--- start ---

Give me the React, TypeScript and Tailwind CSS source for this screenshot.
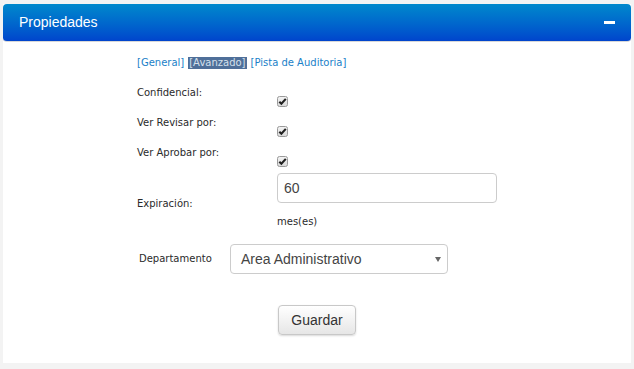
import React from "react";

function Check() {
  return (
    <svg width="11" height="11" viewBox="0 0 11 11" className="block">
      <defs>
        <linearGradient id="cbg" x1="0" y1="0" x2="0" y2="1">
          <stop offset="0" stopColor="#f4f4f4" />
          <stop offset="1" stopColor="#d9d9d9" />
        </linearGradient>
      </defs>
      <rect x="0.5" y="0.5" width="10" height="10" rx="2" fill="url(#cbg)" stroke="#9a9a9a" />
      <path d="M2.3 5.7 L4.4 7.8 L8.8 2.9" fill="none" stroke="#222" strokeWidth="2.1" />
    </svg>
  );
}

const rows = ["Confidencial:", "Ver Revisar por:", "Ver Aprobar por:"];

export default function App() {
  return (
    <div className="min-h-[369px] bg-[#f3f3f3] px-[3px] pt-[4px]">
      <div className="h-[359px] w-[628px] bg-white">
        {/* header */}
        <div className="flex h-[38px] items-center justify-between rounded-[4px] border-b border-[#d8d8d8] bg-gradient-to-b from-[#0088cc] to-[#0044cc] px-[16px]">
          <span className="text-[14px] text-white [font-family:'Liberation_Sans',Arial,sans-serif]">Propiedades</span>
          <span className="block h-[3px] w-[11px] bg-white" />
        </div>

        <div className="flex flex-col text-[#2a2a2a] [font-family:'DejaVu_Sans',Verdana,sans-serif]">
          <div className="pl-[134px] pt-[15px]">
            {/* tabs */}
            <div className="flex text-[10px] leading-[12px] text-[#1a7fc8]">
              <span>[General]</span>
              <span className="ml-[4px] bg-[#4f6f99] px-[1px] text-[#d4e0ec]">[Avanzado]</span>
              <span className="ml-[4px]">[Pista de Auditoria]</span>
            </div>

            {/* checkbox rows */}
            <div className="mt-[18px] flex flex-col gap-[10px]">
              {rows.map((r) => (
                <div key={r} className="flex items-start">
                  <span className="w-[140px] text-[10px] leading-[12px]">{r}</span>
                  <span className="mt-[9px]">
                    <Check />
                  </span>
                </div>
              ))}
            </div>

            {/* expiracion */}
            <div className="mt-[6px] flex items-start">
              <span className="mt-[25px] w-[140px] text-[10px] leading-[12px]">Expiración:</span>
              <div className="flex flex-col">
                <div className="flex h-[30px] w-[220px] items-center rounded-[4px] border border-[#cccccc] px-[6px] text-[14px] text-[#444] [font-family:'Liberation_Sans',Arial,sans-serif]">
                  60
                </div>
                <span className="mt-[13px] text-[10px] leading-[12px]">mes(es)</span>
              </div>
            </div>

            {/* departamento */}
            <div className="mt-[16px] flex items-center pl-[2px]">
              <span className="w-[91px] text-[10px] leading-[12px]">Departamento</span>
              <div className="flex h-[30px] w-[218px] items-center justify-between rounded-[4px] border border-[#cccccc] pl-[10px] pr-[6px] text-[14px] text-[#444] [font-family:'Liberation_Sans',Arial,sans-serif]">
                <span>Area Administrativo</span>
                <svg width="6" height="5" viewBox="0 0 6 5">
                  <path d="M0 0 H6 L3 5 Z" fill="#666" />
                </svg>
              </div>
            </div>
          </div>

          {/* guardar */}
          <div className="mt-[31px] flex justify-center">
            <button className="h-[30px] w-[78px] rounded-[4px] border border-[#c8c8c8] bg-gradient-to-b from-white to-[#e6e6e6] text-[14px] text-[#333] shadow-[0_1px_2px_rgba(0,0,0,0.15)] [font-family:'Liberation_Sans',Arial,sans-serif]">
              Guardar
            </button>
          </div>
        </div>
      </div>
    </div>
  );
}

--- end ---

- TASK OBJECTIVE
Print out the material word for word, omitting the pictures.

- ANSWER TO THE EXERCISE
Give me the React, TypeScript and Tailwind CSS source for this screenshot.
import React from "react";

function Check() {
  return (
    <svg width="11" height="11" viewBox="0 0 11 11" className="block">
      <defs>
        <linearGradient id="cbg" x1="0" y1="0" x2="0" y2="1">
          <stop offset="0" stopColor="#f4f4f4" />
          <stop offset="1" stopColor="#d9d9d9" />
        </linearGradient>
      </defs>
      <rect x="0.5" y="0.5" width="10" height="10" rx="2" fill="url(#cbg)" stroke="#9a9a9a" />
      <path d="M2.3 5.7 L4.4 7.8 L8.8 2.9" fill="none" stroke="#222" strokeWidth="2.1" />
    </svg>
  );
}

const rows = ["Confidencial:", "Ver Revisar por:", "Ver Aprobar por:"];

export default function App() {
  return (
    <div className="min-h-[369px] bg-[#f3f3f3] px-[3px] pt-[4px]">
      <div className="h-[359px] w-[628px] bg-white">
        {/* header */}
        <div className="flex h-[38px] items-center justify-between rounded-[4px] border-b border-[#d8d8d8] bg-gradient-to-b from-[#0088cc] to-[#0044cc] px-[16px]">
          <span className="text-[14px] text-white [font-family:'Liberation_Sans',Arial,sans-serif]">Propiedades</span>
          <span className="block h-[3px] w-[11px] bg-white" />
        </div>

        <div className="flex flex-col text-[#2a2a2a] [font-family:'DejaVu_Sans',Verdana,sans-serif]">
          <div className="pl-[134px] pt-[15px]">
            {/* tabs */}
            <div className="flex text-[10px] leading-[12px] text-[#1a7fc8]">
              <span>[General]</span>
              <span className="ml-[4px] bg-[#4f6f99] px-[1px] text-[#d4e0ec]">[Avanzado]</span>
              <span className="ml-[4px]">[Pista de Auditoria]</span>
            </div>

            {/* checkbox rows */}
            <div className="mt-[18px] flex flex-col gap-[10px]">
              {rows.map((r) => (
                <div key={r} className="flex items-start">
                  <span className="w-[140px] text-[10px] leading-[12px]">{r}</span>
                  <span className="mt-[9px]">
                    <Check />
                  </span>
                </div>
              ))}
            </div>

            {/* expiracion */}
            <div className="mt-[6px] flex items-start">
              <span className="mt-[25px] w-[140px] text-[10px] leading-[12px]">Expiración:</span>
              <div className="flex flex-col">
                <div className="flex h-[30px] w-[220px] items-center rounded-[4px] border border-[#cccccc] px-[6px] text-[14px] text-[#444] [font-family:'Liberation_Sans',Arial,sans-serif]">
                  60
                </div>
                <span className="mt-[13px] text-[10px] leading-[12px]">mes(es)</span>
              </div>
            </div>

            {/* departamento */}
            <div className="mt-[16px] flex items-center pl-[2px]">
              <span className="w-[91px] text-[10px] leading-[12px]">Departamento</span>
              <div className="flex h-[30px] w-[218px] items-center justify-between rounded-[4px] border border-[#cccccc] pl-[10px] pr-[6px] text-[14px] text-[#444] [font-family:'Liberation_Sans',Arial,sans-serif]">
                <span>Area Administrativo</span>
                <svg width="6" height="5" viewBox="0 0 6 5">
                  <path d="M0 0 H6 L3 5 Z" fill="#666" />
                </svg>
              </div>
            </div>
          </div>

          {/* guardar */}
          <div className="mt-[31px] flex justify-center">
            <button className="h-[30px] w-[78px] rounded-[4px] border border-[#c8c8c8] bg-gradient-to-b from-white to-[#e6e6e6] text-[14px] text-[#333] shadow-[0_1px_2px_rgba(0,0,0,0.15)] [font-family:'Liberation_Sans',Arial,sans-serif]">
              Guardar
            </button>
          </div>
        </div>
      </div>
    </div>
  );
}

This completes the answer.